And then things, at some point, usually through asking intelligent questions, things change, the arms uncross, she starts to write things down and the clients might look at each other, a sideways glance. That’s when you know that the flip has happened in the probative conversation. And ideally the probative conversation happens without you present, through your agents of thought leadership or referrers.

The second conversation, the qualifying conversation, think of that as the typical sales conversation where you’re vetting a lead, and my definition is a lead is a clue to a possible sale, to see if an opportunity exists and what the appropriate next steps are. That’s where we would use a standard sales framework of [inaudible 00:37:33], budget, authority, need, timeframe, just to get all the basic questions around, is there really a project here? Is the project a good fit with us? Have they allocated funds? What’s their decision making process?

The third conversation is the value conversation that we’ve talked about a little bit. The objective of the value conversation is to determine the value that you might help to create for the client and what your share in the form of compensation or remuneration might be. And then the fourth conversation is the closing conversation, and the objective is to seamlessly transition from the sale to the engagement. In agency land and probably in the broader sales world, we tend to put all our chips on the closing conversation. We have this buildup to the closing conversation. In creative firms, we build up to the presentation where we’re on stage and we’re performing.

I’m fond of saying, “You can present to people or you can be present to them, but you cannot do both.” So I think the closing conversation, I sometimes refer to it as the transition conversation, because when you handle the previous three conversations well, the closing conversation is just, “Well, here are three different ways we can help. Which one would you like to do?” And you [crosstalk 00:38:52]-

Drew McLellan:

It’s a non-event, right?

Blair Enns:

Yeah, yeah, yeah, which actually some creative people in agency principals, they have a hard time adjusting to that idea that it should be a non-event.

Drew McLellan:

Yeah. Yeah. It’s opposite of what we were taught in a lot of agencies, which is, as you said, everything builds up to the big RFP presentation where 12 people come out of the clown car and [inaudible 00:39:20] for an hour.

Blair Enns:

Yeah. The big reveal.

Drew McLellan:

Right.

Blair Enns:

Right?

Drew McLellan:

Right.

Blair Enns:

And I talk about that in my first book, the Win Without Pitching Manifesto.

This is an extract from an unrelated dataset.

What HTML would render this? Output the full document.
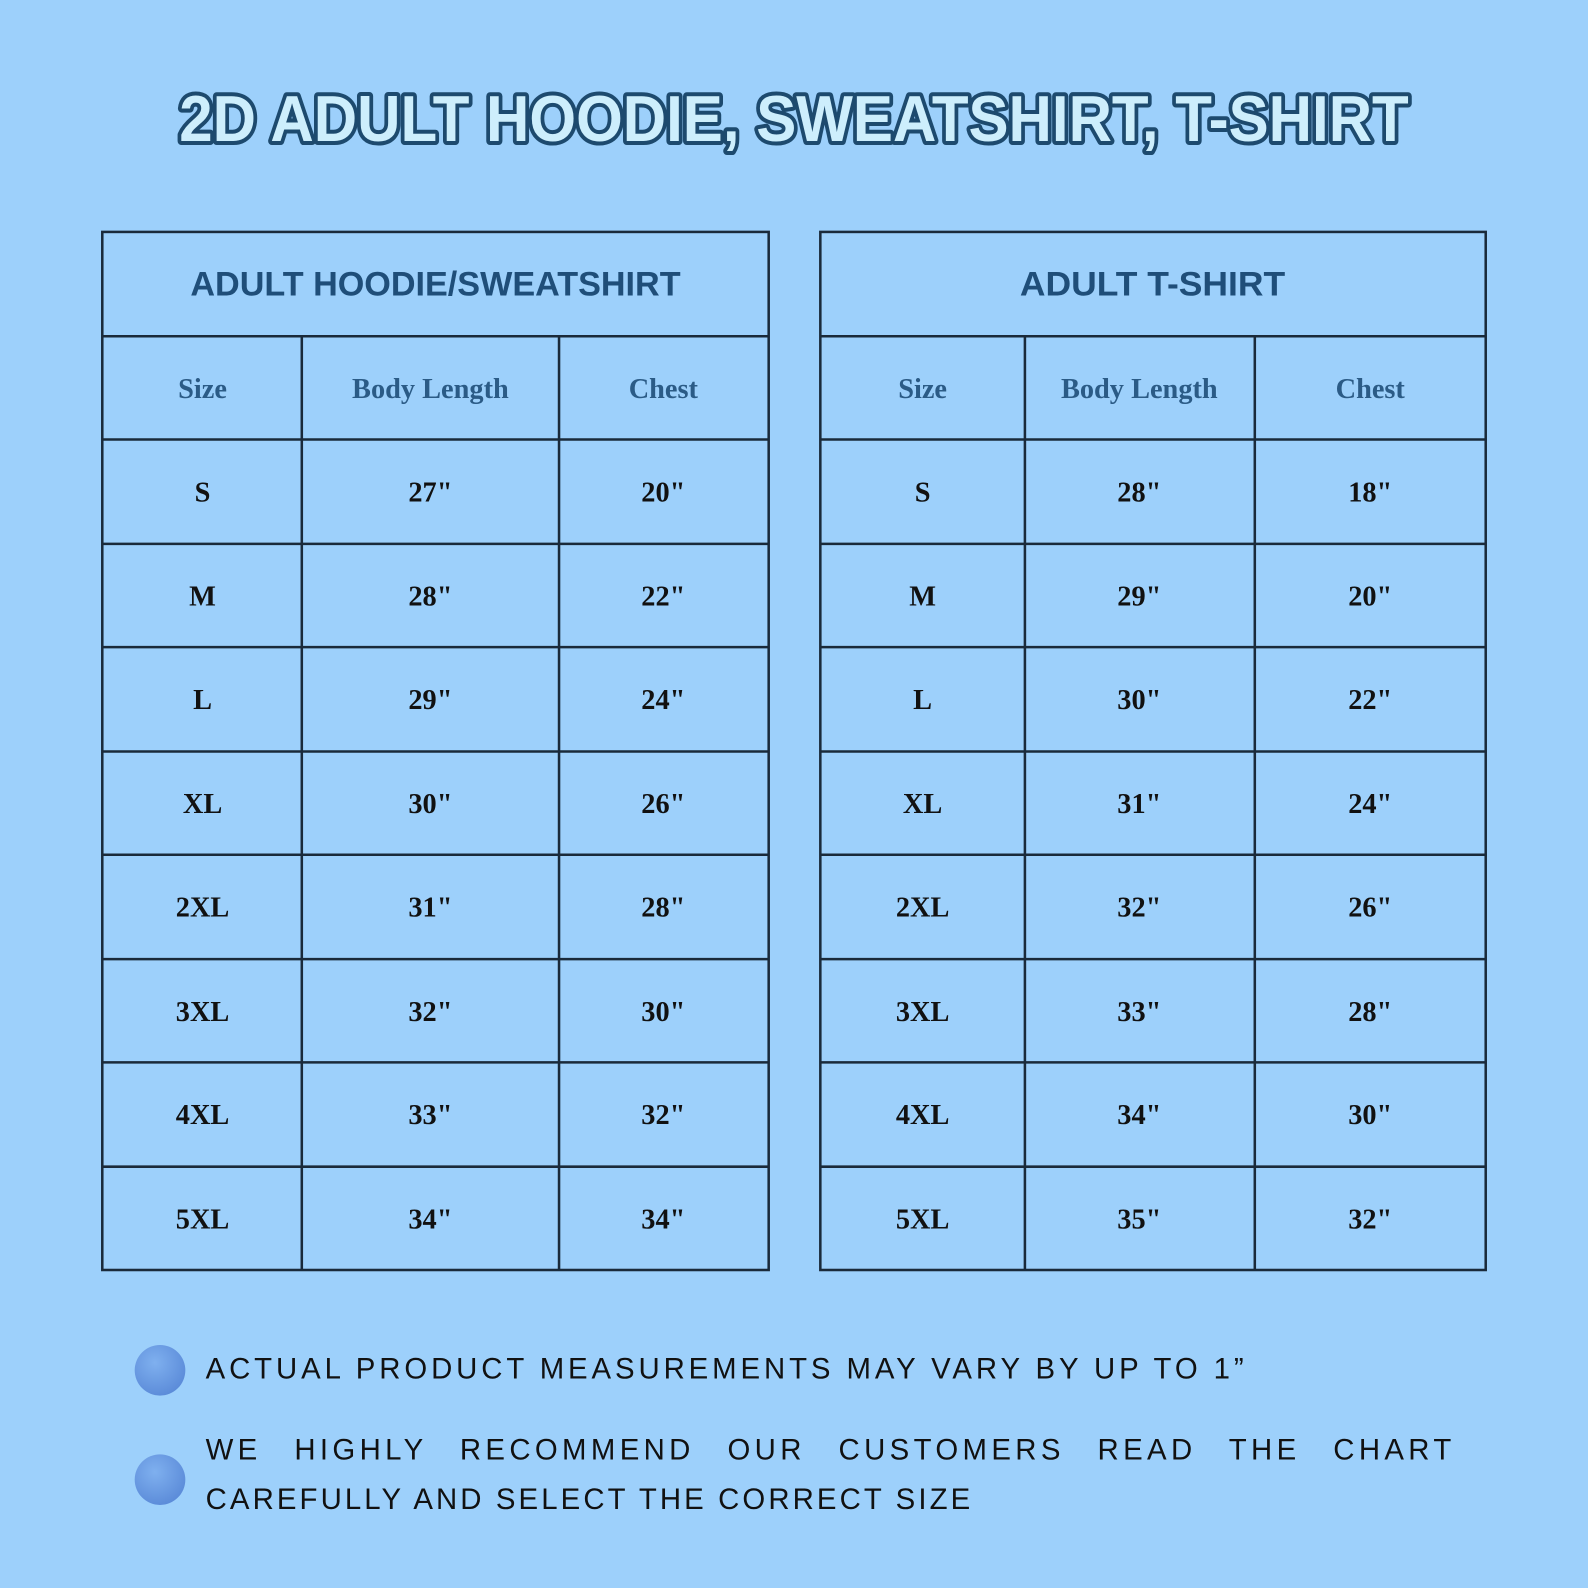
<!DOCTYPE html>
<html><head><meta charset="utf-8"><style>
html,body{margin:0;padding:0;background:#9dd0fb;}
svg{display:block}
.tt{font-family:"Liberation Sans",sans-serif;font-weight:bold;}
.hd{font-family:"Liberation Serif",serif;font-weight:bold;fill:#2b5b86;font-size:28px;}
.dt{font-family:"Liberation Serif",serif;font-weight:bold;fill:#111;font-size:28px;}
.fn{font-family:"Liberation Sans",sans-serif;fill:#111;font-size:29px;}
</style></head><body>
<svg width="1588" height="1588" viewBox="0 0 1568 1568" xmlns="http://www.w3.org/2000/svg">
<defs><radialGradient id="g" cx="40%" cy="35%" r="70%"><stop offset="0" stop-color="#7fb0ef"/><stop offset="1" stop-color="#5a8ad8"/></radialGradient></defs>
<rect width="1568" height="1568" fill="#9dd0fb"/>
<text class="tt" x="177" y="139" font-size="64" textLength="1214" lengthAdjust="spacingAndGlyphs" fill="#cdeefc" stroke="#1d4a6e" stroke-width="8" stroke-linejoin="round" paint-order="stroke">2D ADULT HOODIE, SWEATSHIRT, T-SHIRT</text>

<g fill="none" stroke="#1a2a3a" stroke-width="2.5">
<rect x="101" y="229" width="658" height="1025"/>
<rect x="810" y="229" width="657" height="1025"/>
<line x1="298" y1="332" x2="298" y2="1254"/><line x1="552" y1="332" x2="552" y2="1254"/>
<line x1="1012" y1="332" x2="1012" y2="1254"/><line x1="1239" y1="332" x2="1239" y2="1254"/>
<g id="rl">
<line x1="101" y1="332" x2="759" y2="332"/><line x1="101" y1="434" x2="759" y2="434"/><line x1="101" y1="537" x2="759" y2="537"/><line x1="101" y1="639" x2="759" y2="639"/><line x1="101" y1="742" x2="759" y2="742"/><line x1="101" y1="844" x2="759" y2="844"/><line x1="101" y1="947" x2="759" y2="947"/><line x1="101" y1="1049" x2="759" y2="1049"/><line x1="101" y1="1152" x2="759" y2="1152"/>
</g>
<use href="#rl" transform="translate(709,0)"/>
</g>

<text class="tt" x="430" y="292" font-size="34" fill="#1f4e79" text-anchor="middle" textLength="484" lengthAdjust="spacingAndGlyphs">ADULT HOODIE/SWEATSHIRT</text>
<text class="tt" x="1138" y="292" font-size="34" fill="#1f4e79" text-anchor="middle" textLength="262" lengthAdjust="spacingAndGlyphs">ADULT T-SHIRT</text>

<g class="hd" text-anchor="middle">
<text x="200" y="393">Size</text><text x="425" y="393">Body Length</text><text x="655" y="393">Chest</text>
<text x="911" y="393">Size</text><text x="1125" y="393">Body Length</text><text x="1353" y="393">Chest</text>
</g>
<g class="dt" text-anchor="middle">
<text x="200" y="495">S</text><text x="425" y="495">27"</text><text x="655" y="495">20"</text>
<text x="200" y="598">M</text><text x="425" y="598">28"</text><text x="655" y="598">22"</text>
<text x="200" y="700">L</text><text x="425" y="700">29"</text><text x="655" y="700">24"</text>
<text x="200" y="803">XL</text><text x="425" y="803">30"</text><text x="655" y="803">26"</text>
<text x="200" y="905">2XL</text><text x="425" y="905">31"</text><text x="655" y="905">28"</text>
<text x="200" y="1008">3XL</text><text x="425" y="1008">32"</text><text x="655" y="1008">30"</text>
<text x="200" y="1110">4XL</text><text x="425" y="1110">33"</text><text x="655" y="1110">32"</text>
<text x="200" y="1213">5XL</text><text x="425" y="1213">34"</text><text x="655" y="1213">34"</text>
<text x="911" y="495">S</text><text x="1125" y="495">28"</text><text x="1353" y="495">18"</text>
<text x="911" y="598">M</text><text x="1125" y="598">29"</text><text x="1353" y="598">20"</text>
<text x="911" y="700">L</text><text x="1125" y="700">30"</text><text x="1353" y="700">22"</text>
<text x="911" y="803">XL</text><text x="1125" y="803">31"</text><text x="1353" y="803">24"</text>
<text x="911" y="905">2XL</text><text x="1125" y="905">32"</text><text x="1353" y="905">26"</text>
<text x="911" y="1008">3XL</text><text x="1125" y="1008">33"</text><text x="1353" y="1008">28"</text>
<text x="911" y="1110">4XL</text><text x="1125" y="1110">34"</text><text x="1353" y="1110">30"</text>
<text x="911" y="1213">5XL</text><text x="1125" y="1213">35"</text><text x="1353" y="1213">32"</text>
</g>

<circle cx="158" cy="1353" r="25" fill="url(#g)"/>
<circle cx="158" cy="1461" r="25" fill="url(#g)"/>
<text class="fn" x="203" y="1361" textLength="1025" lengthAdjust="spacing">ACTUAL PRODUCT MEASUREMENTS MAY VARY BY UP TO 1”</text>
<text class="fn" x="203" y="1441" textLength="1230" lengthAdjust="spacing" word-spacing="20">WE HIGHLY RECOMMEND OUR CUSTOMERS READ THE CHART</text>
<text class="fn" x="203" y="1490" textLength="755" lengthAdjust="spacing">CAREFULLY AND SELECT THE CORRECT SIZE</text>
</svg>
</body></html>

We’re hooked on the presentation. We’re hooked on the big reveal and it’s all about us in that moment. And it’s really, I believe because it’s in the nature of creative… Another hallmark of creativity is the ability to think on your feet. So we love being in that situation where we’re at the head of the room and we’re presenting stuff and we don’t know what we’re going to have to deal with. I’ve been talking about this for 15 years. My palms still get sweaty when I start talking about it, because I imagine myself up there and I mean, it’s incredible. My palms are sweaty just [crosstalk 00:40:03]. Because we love that. We live for that moment and what I’m saying is, we shouldn’t live for that moment. There should be no big reveals.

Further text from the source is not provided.